Chavez learned how to nixtamalize corn. The ingredients are simple, water, calcium, and corn, but the process, which can involve measuring starch content to determine the precise amount of calcium chloride, simmering the kernels, and steeping them for eight to ten hours, is time-consuming and therefore expensive. As a result, nixtamalization is rare in restaurants, although in the last few years it has gained traction. Chavez imports heritage corn from small farmers in Mexico and uses his nixtamalized tortillas as bases and vessels for the dishes on Tatemó’s ever-changing eight-course tasting menu.

Tatemó Tortillas

Tatemó Tortillas

His path to success was not easy. In 2020, when he moved back to Houston from Seattle to open his restaurant, the Covid-19 pandemic arrived and his plans fell apart. Having already invested in machinery, Chavez decided to work with what he had. “Everyone started making sourdough. I started making tortillas.” At first, the best he could do was sell his tortillas through Instagram. Eventually, he moved on to farmers’ markets and then ghost kitchens. The plan had never been to run a tortillería, but that is what he did for two years until he and his business partner, Megan Maul, moved into the space that would become Tatemó.

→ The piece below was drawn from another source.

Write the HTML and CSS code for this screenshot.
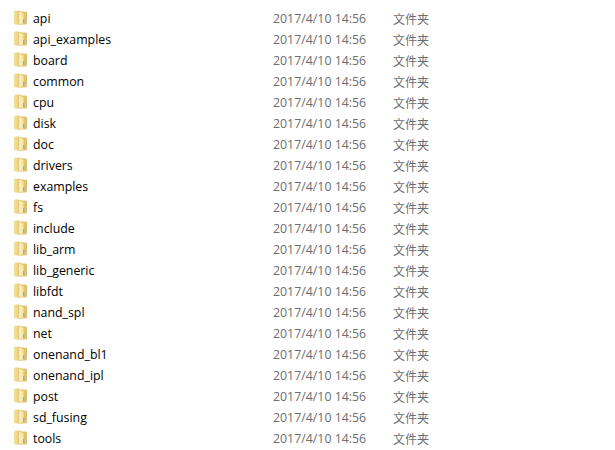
FILE: index.html
```html
<!DOCTYPE html>
<html>

<head>
  <meta charset="UTF-8" />
  <title>Files</title>
  <link rel="stylesheet" href="styles.css">
</head>

<body>
  <svg class="defs" width="0" height="0">
    <defs>
      <linearGradient id="back" x1="0" y1="0" x2="1" y2="0">
        <stop offset="0" stop-color="#f2df98" />
        <stop offset="0.55" stop-color="#e6cb78" />
        <stop offset="1" stop-color="#dcbf68" />
      </linearGradient>
      <linearGradient id="door" x1="0" y1="0" x2="1" y2="0">
        <stop offset="0" stop-color="#fdf3c4" />
        <stop offset="1" stop-color="#f4df96" />
      </linearGradient>
      <symbol id="folder" viewBox="0 0 13 15">
        <path d="M0 2 Q0 0.5 1.5 0.5 L5 0.5 L6 1.5 L11.5 1.5 Q13 1.5 13 3 L13 13 Q13 14.5 11.5 14.5 L1.5 14.5 Q0 14.5 0 13 Z" fill="url(#back)" />
        <path d="M4.5 0.8 L10 2.6 L10.4 14 L4.5 14.5 Z" fill="#dcc070" />
        <path d="M5.2 1.6 L9.6 3.2 L9.8 13.6 L5.2 14 Z" fill="url(#door)" />
        <rect x="9" y="9" width="1.4" height="4" fill="#74b8d8" />
      </symbol>
    </defs>
  </svg>

  <div class="file-list">
    <div class="file-row"><svg class="file-icon"><use href="#folder" /></svg><span class="file-name">api</span><span class="file-date">2017/4/10 14:56</span><span class="file-type">文件夹</span></div>
    <div class="file-row"><svg class="file-icon"><use href="#folder" /></svg><span class="file-name">api_examples</span><span class="file-date">2017/4/10 14:56</span><span class="file-type">文件夹</span></div>
    <div class="file-row"><svg class="file-icon"><use href="#folder" /></svg><span class="file-name">board</span><span class="file-date">2017/4/10 14:56</span><span class="file-type">文件夹</span></div>
    <div class="file-row"><svg class="file-icon"><use href="#folder" /></svg><span class="file-name">common</span><span class="file-date">2017/4/10 14:56</span><span class="file-type">文件夹</span></div>
    <div class="file-row"><svg class="file-icon"><use href="#folder" /></svg><span class="file-name">cpu</span><span class="file-date">2017/4/10 14:56</span><span class="file-type">文件夹</span></div>
    <div class="file-row"><svg class="file-icon"><use href="#folder" /></svg><span class="file-name">disk</span><span class="file-date">2017/4/10 14:56</span><span class="file-type">文件夹</span></div>
    <div class="file-row"><svg class="file-icon"><use href="#folder" /></svg><span class="file-name">doc</span><span class="file-date">2017/4/10 14:56</span><span class="file-type">文件夹</span></div>
    <div class="file-row"><svg class="file-icon"><use href="#folder" /></svg><span class="file-name">drivers</span><span class="file-date">2017/4/10 14:56</span><span class="file-type">文件夹</span></div>
    <div class="file-row"><svg class="file-icon"><use href="#folder" /></svg><span class="file-name">examples</span><span class="file-date">2017/4/10 14:56</span><span class="file-type">文件夹</span></div>
    <div class="file-row"><svg class="file-icon"><use href="#folder" /></svg><span class="file-name">fs</span><span class="file-date">2017/4/10 14:56</span><span class="file-type">文件夹</span></div>
    <div class="file-row"><svg class="file-icon"><use href="#folder" /></svg><span class="file-name">include</span><span class="file-date">2017/4/10 14:56</span><span class="file-type">文件夹</span></div>
    <div class="file-row"><svg class="file-icon"><use href="#folder" /></svg><span class="file-name">lib_arm</span><span class="file-date">2017/4/10 14:56</span><span class="file-type">文件夹</span></div>
    <div class="file-row"><svg class="file-icon"><use href="#folder" /></svg><span class="file-name">lib_generic</span><span class="file-date">2017/4/10 14:56</span><span class="file-type">文件夹</span></div>
    <div class="file-row"><svg class="file-icon"><use href="#folder" /></svg><span class="file-name">libfdt</span><span class="file-date">2017/4/10 14:56</span><span class="file-type">文件夹</span></div>
    <div class="file-row"><svg class="file-icon"><use href="#folder" /></svg><span class="file-name">nand_spl</span><span class="file-date">2017/4/10 14:56</span><span class="file-type">文件夹</span></div>
    <div class="file-row"><svg class="file-icon"><use href="#folder" /></svg><span class="file-name">net</span><span class="file-date">2017/4/10 14:56</span><span class="file-type">文件夹</span></div>
    <div class="file-row"><svg class="file-icon"><use href="#folder" /></svg><span class="file-name">onenand_bl1</span><span class="file-date">2017/4/10 14:56</span><span class="file-type">文件夹</span></div>
    <div class="file-row"><svg class="file-icon"><use href="#folder" /></svg><span class="file-name">onenand_ipl</span><span class="file-date">2017/4/10 14:56</span><span class="file-type">文件夹</span></div>
    <div class="file-row"><svg class="file-icon"><use href="#folder" /></svg><span class="file-name">post</span><span class="file-date">2017/4/10 14:56</span><span class="file-type">文件夹</span></div>
    <div class="file-row"><svg class="file-icon"><use href="#folder" /></svg><span class="file-name">sd_fusing</span><span class="file-date">2017/4/10 14:56</span><span class="file-type">文件夹</span></div>
    <div class="file-row"><svg class="file-icon"><use href="#folder" /></svg><span class="file-name">tools</span><span class="file-date">2017/4/10 14:56</span><span class="file-type">文件夹</span></div>
  </div>
</body>

</html>
```
FILE: styles.css
```css
/* Reset default margin and padding */
* {
  margin: 0;
  padding: 0;
  box-sizing: border-box;
}

body {
  height: 100vh;
  overflow: hidden;
  background-color: #fff;
  font-family: "Open Sans", "Noto Sans CJK SC", sans-serif;
  font-size: 12.35px;
}

.defs {
  display: block;
  height: 0;
}

.file-list {
  padding: 8px 0 0 14px;
}

/* One row per folder */
.file-row {
  display: grid;
  grid-template-columns: 19px 240px 120px 1fr;
  align-items: center;
  height: 21px;
}

.file-icon {
  width: 13px;
  height: 15px;
  margin-bottom: 2px;
}

.file-name {
  color: #000;
}

.file-date,
.file-type {
  color: #6d6d6d;
}

.file-type {
  font-size: 12px;
}
```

When it opened in 2022, Tatemó began accumulating some of the most prestigious accolades in the fine dining world. Esquire included it in its 100 Best Restaurants in America list that year. The following year, it was a nominee for the James Beard Foundation’s Best New Restaurant, and Food & Wine named Chavez among the country’s 10 Best New Chefs. In 2024, Chavez was a nominee for the James Beard Foundation’s Best Chef: Texas, and Tatemó received its first MICHELIN star.

From his use of a no-corner-cutting nixtamalization process to his flexibility during the early pandemic days to his transformation of a former juice bar in a strip mall into a MICHELIN-starred fine dining establishment, Chavez is nothing if not resourceful. “I have to be resourceful,” he says. “I’m an immigrant kid.”